BEGIN INFORMATION PROVIDED

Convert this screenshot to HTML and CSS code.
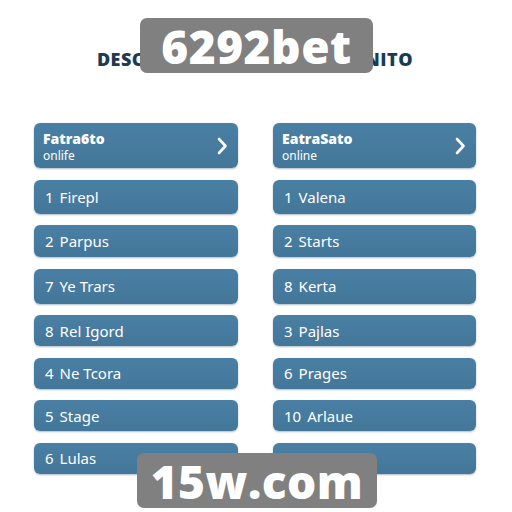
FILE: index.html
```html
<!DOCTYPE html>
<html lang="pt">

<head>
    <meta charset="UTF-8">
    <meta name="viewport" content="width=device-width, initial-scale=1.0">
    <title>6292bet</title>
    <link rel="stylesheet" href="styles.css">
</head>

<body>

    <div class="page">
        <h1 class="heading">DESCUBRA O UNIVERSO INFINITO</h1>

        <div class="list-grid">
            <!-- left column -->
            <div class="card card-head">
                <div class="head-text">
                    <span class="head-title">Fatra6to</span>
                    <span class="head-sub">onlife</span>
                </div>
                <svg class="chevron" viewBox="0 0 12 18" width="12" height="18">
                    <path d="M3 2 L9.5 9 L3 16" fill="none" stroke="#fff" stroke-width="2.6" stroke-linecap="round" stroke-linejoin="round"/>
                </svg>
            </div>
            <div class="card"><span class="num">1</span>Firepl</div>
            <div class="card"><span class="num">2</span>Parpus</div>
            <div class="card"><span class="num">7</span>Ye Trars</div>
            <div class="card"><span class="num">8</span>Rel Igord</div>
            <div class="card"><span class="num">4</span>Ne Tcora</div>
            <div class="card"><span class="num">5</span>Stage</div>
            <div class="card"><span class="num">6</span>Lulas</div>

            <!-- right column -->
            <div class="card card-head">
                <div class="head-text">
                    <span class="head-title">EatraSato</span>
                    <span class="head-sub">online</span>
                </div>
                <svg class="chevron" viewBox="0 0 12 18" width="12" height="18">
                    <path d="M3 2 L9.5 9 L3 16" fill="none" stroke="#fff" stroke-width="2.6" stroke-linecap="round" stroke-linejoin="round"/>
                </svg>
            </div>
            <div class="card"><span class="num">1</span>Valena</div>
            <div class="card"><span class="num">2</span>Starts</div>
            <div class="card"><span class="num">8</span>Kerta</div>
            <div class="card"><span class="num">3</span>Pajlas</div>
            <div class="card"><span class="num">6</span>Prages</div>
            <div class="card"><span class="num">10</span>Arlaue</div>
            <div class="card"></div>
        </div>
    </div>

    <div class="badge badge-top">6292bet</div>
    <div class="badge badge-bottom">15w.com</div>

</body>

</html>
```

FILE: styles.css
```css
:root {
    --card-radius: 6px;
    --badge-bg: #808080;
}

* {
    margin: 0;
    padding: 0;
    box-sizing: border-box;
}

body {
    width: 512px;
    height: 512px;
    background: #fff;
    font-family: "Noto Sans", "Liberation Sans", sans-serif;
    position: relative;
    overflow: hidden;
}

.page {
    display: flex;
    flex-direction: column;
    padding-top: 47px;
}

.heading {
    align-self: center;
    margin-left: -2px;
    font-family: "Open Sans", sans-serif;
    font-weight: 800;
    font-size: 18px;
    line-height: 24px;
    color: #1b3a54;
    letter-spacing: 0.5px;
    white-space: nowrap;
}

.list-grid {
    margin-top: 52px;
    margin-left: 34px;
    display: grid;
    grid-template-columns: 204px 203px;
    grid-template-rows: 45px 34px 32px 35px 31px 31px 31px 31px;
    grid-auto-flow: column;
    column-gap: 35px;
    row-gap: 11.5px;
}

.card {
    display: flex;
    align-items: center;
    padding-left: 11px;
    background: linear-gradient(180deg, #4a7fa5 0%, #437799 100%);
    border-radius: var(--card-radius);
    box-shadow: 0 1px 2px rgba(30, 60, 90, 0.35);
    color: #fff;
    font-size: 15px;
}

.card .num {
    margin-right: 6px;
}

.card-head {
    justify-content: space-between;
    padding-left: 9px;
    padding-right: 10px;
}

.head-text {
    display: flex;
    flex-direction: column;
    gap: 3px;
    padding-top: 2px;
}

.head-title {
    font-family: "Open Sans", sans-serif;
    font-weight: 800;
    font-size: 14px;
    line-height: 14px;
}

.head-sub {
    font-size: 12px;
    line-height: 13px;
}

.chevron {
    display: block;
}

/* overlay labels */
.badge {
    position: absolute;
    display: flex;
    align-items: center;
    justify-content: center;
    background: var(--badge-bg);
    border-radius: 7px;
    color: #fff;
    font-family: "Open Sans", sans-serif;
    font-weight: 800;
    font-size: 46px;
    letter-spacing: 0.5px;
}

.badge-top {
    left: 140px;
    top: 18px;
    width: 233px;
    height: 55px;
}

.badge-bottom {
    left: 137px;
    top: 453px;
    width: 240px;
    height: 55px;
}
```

END INFORMATION PROVIDED
BEGIN INFORMATION PROVIDED

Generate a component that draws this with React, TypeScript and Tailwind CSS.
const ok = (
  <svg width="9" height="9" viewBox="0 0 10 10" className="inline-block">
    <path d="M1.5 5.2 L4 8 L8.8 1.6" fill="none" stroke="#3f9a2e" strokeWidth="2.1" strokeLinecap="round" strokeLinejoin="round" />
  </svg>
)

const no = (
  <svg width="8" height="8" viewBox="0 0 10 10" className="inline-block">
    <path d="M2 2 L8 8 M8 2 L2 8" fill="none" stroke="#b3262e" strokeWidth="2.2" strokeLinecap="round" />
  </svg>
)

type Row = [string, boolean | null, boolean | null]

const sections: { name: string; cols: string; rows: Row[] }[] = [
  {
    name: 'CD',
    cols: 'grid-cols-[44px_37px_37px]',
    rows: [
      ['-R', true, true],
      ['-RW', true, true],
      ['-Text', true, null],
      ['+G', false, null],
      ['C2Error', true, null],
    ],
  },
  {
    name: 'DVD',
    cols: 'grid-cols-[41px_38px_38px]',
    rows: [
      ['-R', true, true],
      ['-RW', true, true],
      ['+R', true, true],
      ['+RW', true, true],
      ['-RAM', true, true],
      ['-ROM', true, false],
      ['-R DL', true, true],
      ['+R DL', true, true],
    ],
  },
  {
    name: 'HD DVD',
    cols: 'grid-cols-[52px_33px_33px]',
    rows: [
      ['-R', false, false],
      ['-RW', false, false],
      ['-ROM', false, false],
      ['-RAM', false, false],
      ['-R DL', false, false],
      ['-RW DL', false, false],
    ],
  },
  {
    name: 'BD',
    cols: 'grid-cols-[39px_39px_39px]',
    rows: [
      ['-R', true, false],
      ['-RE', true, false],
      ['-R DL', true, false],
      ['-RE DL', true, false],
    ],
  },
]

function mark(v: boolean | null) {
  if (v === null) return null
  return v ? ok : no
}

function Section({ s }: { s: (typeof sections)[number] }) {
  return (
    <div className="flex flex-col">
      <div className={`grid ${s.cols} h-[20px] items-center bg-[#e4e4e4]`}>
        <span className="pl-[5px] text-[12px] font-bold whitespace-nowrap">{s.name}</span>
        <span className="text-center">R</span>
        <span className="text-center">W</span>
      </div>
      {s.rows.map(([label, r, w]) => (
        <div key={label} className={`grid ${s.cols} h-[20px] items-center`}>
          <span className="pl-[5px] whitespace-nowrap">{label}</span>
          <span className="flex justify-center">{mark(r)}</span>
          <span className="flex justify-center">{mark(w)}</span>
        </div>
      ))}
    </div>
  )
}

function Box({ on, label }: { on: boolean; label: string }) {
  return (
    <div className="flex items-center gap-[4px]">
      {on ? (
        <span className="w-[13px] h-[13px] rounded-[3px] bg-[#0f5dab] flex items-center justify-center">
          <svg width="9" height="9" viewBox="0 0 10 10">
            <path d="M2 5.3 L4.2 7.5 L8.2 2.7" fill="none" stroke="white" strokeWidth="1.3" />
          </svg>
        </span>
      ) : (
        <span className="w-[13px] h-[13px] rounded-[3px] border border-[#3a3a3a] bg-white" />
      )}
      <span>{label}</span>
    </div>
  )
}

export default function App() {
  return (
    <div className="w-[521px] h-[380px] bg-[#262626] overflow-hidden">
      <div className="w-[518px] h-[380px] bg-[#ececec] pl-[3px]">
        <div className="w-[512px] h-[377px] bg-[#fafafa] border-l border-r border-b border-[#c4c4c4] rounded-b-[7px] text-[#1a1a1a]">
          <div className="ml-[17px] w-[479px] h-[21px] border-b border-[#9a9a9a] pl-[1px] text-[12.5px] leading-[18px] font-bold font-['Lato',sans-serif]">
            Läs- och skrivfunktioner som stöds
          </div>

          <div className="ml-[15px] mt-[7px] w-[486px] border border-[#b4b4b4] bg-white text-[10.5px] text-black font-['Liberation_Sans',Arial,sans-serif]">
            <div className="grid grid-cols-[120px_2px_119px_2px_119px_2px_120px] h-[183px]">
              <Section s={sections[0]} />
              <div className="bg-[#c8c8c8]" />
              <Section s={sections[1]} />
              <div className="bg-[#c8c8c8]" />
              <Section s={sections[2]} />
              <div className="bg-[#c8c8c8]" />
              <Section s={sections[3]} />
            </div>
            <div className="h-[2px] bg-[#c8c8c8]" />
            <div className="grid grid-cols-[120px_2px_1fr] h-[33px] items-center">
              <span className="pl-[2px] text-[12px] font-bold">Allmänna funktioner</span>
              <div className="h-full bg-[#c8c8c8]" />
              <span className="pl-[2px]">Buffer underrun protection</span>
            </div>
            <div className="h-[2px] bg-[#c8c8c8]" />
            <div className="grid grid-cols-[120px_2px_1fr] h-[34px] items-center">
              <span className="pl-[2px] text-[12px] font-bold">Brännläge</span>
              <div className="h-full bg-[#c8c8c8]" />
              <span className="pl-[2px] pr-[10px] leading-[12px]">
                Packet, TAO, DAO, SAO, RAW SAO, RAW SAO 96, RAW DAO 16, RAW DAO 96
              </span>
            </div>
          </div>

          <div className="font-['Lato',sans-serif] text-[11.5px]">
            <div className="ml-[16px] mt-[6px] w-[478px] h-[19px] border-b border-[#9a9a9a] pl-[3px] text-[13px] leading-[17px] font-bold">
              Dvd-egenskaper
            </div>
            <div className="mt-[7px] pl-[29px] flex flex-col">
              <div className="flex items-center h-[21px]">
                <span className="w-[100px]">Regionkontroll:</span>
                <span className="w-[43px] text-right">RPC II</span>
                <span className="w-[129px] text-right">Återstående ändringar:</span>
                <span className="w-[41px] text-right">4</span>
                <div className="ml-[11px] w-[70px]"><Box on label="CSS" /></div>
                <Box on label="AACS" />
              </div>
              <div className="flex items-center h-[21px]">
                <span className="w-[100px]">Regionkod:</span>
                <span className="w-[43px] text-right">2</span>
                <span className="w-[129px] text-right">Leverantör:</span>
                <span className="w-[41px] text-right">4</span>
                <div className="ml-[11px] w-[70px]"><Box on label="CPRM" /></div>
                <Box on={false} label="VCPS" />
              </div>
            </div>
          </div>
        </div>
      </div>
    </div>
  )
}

END INFORMATION PROVIDED

**AIM OF THE TASK**
Starting at the line that contains "Generate a component" and ending at the line that contains "type Row = [string, boolean", retype each line exactly; omit everything outside that range.

**EXERCISE OUTPUT**
Generate a component that draws this with React, TypeScript and Tailwind CSS.
const ok = (
  <svg width="9" height="9" viewBox="0 0 10 10" className="inline-block">
    <path d="M1.5 5.2 L4 8 L8.8 1.6" fill="none" stroke="#3f9a2e" strokeWidth="2.1" strokeLinecap="round" strokeLinejoin="round" />
  </svg>
)

const no = (
  <svg width="8" height="8" viewBox="0 0 10 10" className="inline-block">
    <path d="M2 2 L8 8 M8 2 L2 8" fill="none" stroke="#b3262e" strokeWidth="2.2" strokeLinecap="round" />
  </svg>
)

type Row = [string, boolean | null, boolean | null]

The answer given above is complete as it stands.